### EXTRACTED RECORDS
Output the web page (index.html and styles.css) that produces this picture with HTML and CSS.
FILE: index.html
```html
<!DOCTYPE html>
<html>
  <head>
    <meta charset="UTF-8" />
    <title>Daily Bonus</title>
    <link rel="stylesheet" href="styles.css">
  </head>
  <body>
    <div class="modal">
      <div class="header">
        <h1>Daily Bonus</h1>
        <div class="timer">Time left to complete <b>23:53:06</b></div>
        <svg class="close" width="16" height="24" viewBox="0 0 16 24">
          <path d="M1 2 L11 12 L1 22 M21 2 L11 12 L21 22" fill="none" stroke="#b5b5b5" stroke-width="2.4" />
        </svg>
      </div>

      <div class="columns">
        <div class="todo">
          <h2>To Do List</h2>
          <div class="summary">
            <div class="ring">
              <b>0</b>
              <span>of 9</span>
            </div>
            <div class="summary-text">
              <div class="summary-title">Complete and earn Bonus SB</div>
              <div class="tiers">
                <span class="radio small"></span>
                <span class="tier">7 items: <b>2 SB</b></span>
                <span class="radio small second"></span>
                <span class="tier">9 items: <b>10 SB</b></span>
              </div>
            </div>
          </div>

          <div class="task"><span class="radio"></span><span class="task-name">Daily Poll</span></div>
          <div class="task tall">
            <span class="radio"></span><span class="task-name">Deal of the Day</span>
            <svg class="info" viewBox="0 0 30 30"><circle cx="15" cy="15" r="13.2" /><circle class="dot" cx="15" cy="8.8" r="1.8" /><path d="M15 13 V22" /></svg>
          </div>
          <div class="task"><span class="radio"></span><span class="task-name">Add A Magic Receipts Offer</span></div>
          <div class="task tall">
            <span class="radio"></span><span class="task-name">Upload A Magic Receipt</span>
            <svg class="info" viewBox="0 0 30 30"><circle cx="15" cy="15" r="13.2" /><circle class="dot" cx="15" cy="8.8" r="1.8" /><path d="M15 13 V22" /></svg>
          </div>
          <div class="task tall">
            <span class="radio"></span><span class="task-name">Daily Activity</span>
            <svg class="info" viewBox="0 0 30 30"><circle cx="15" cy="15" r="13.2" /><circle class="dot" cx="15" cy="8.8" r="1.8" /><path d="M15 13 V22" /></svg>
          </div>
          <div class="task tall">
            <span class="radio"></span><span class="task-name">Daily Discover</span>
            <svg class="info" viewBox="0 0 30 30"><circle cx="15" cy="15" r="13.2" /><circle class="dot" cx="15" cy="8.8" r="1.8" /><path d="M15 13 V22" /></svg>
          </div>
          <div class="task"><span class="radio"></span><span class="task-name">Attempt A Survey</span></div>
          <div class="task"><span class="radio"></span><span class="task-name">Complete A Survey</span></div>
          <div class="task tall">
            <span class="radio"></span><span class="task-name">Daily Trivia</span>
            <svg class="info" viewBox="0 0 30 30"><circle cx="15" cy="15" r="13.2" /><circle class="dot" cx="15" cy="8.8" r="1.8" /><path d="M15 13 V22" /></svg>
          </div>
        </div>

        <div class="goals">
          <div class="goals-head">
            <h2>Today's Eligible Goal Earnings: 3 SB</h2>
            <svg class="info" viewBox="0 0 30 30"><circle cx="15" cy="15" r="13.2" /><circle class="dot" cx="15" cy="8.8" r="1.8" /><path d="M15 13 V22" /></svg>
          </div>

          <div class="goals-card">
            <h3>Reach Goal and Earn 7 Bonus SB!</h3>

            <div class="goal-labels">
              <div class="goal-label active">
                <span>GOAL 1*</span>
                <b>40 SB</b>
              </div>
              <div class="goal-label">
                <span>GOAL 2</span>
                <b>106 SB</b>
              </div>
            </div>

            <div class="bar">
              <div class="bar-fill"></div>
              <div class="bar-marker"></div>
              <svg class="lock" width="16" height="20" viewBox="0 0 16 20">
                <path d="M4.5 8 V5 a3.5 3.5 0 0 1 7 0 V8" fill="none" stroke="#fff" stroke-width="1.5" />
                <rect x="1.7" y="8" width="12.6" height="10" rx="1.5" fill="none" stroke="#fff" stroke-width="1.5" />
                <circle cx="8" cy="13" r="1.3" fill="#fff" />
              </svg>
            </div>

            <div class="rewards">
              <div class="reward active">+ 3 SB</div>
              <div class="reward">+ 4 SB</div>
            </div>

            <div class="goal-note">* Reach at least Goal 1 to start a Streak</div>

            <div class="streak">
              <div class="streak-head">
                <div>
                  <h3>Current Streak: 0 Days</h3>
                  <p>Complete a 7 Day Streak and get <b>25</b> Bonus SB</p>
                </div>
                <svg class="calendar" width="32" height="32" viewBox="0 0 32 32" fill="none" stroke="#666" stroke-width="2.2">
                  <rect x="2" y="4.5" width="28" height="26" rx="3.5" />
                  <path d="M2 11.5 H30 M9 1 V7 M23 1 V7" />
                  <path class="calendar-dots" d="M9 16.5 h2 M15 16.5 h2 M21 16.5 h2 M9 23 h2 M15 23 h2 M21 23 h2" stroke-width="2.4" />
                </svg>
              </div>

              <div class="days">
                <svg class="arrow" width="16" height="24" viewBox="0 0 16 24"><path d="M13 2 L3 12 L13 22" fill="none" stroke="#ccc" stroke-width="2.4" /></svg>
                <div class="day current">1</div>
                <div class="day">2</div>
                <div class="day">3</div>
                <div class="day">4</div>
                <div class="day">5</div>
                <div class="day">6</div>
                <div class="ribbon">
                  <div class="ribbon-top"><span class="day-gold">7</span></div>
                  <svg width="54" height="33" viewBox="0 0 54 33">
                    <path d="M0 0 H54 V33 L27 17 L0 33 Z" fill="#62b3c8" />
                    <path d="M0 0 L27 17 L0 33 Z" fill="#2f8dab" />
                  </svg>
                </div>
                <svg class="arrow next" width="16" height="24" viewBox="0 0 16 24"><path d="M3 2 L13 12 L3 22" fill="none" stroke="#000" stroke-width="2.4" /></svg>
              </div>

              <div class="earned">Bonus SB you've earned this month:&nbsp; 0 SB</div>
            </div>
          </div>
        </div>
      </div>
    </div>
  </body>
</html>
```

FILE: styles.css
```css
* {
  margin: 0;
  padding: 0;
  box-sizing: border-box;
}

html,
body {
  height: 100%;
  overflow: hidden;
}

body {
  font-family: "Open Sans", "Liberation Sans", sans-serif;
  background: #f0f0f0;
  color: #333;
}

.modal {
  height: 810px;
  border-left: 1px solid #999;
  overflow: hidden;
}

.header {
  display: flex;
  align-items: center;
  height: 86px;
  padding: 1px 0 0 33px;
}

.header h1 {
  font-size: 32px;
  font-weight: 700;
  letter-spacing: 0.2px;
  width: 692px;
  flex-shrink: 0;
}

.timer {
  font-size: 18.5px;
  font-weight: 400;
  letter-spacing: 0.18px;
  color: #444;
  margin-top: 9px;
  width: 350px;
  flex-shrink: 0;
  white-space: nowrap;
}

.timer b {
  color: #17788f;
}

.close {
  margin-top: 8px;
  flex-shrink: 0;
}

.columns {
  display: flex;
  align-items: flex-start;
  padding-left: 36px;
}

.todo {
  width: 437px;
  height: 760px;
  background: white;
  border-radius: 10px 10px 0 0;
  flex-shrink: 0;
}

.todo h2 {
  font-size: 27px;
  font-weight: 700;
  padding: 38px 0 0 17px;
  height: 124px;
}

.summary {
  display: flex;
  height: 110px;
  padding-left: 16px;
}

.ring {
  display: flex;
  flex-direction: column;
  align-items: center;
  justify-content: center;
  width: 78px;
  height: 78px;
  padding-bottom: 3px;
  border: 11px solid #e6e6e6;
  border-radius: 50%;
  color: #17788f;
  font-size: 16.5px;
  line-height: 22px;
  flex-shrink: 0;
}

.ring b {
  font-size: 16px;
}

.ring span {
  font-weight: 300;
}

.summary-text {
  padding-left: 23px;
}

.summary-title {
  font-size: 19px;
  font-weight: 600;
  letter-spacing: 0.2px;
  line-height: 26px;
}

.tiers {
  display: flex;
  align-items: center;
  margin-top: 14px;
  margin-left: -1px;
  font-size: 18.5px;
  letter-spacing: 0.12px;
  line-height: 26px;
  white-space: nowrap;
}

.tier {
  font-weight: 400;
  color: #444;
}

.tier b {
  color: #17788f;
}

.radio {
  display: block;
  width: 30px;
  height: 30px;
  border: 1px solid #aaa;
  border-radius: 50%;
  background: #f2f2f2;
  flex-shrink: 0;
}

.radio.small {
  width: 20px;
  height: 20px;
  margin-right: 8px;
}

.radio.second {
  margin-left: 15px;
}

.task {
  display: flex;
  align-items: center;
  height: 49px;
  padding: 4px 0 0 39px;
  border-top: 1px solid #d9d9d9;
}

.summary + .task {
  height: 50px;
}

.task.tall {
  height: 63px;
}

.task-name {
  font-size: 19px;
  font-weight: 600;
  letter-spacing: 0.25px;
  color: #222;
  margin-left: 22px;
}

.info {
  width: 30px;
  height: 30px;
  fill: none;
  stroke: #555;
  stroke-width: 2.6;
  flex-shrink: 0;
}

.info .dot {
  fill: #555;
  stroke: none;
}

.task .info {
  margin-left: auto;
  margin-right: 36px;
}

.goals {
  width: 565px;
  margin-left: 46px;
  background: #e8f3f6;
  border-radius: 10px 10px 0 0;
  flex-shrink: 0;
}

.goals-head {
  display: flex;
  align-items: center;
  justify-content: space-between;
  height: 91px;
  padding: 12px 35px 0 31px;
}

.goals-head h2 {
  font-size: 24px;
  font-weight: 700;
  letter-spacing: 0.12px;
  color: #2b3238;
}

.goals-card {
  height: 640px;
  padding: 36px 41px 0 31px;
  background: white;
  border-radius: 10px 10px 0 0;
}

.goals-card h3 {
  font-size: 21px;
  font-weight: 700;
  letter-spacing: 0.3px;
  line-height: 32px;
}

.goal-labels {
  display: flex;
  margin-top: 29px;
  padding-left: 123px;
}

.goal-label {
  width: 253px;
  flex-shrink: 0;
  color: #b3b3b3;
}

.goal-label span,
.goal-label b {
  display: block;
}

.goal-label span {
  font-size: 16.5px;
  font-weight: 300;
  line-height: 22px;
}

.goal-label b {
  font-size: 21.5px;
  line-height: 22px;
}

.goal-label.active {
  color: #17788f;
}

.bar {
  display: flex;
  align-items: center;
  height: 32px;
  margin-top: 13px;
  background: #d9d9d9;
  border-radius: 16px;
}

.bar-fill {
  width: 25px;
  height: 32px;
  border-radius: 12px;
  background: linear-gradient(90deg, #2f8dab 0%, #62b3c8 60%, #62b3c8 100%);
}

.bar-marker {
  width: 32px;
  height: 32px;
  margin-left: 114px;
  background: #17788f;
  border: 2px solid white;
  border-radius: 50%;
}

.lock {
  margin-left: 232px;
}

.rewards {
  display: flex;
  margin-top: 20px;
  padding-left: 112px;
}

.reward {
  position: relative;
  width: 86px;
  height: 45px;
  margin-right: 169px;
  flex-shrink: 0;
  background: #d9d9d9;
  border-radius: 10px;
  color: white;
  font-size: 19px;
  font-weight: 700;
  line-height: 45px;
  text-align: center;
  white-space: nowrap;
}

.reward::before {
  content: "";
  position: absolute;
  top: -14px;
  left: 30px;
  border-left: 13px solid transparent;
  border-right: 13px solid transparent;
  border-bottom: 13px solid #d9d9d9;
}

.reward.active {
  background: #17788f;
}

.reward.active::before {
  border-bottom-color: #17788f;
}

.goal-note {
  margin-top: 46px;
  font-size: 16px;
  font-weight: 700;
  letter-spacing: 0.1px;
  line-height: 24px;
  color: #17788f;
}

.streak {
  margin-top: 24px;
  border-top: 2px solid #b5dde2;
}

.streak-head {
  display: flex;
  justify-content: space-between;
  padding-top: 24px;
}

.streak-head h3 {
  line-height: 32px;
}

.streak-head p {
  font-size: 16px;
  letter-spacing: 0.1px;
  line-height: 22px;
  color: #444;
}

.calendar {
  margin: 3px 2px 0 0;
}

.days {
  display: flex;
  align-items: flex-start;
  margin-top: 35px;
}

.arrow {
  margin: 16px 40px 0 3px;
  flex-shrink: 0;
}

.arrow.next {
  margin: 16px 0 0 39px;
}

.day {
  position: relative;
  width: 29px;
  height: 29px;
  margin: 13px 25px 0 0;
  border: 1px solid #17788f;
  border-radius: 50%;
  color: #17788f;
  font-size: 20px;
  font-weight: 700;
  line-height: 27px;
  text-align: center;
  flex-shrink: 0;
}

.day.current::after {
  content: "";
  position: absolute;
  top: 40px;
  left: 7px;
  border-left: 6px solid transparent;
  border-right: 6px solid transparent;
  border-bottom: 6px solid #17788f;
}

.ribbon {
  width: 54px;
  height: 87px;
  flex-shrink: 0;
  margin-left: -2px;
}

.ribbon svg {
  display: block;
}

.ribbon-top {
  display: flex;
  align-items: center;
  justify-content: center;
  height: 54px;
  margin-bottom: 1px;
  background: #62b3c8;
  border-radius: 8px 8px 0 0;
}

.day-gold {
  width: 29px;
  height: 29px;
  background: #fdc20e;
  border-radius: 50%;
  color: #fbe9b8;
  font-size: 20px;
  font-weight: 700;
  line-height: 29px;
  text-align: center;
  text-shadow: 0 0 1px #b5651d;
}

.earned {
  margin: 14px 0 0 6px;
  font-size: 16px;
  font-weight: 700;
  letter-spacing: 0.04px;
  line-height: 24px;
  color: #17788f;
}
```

==

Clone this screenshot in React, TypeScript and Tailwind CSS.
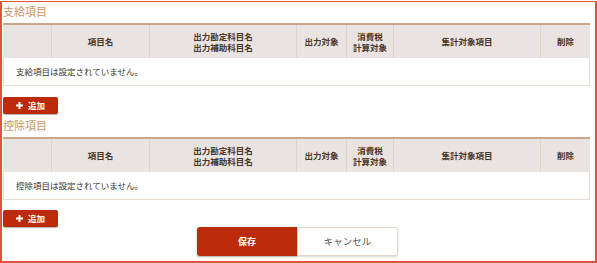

### REQUIRED TASK
Look through the listing and extract every line with "index" in it.

### FINISHED TASK
Output the web page (index.html and styles.css) that produces this picture with HTML and CSS.
FILE: index.html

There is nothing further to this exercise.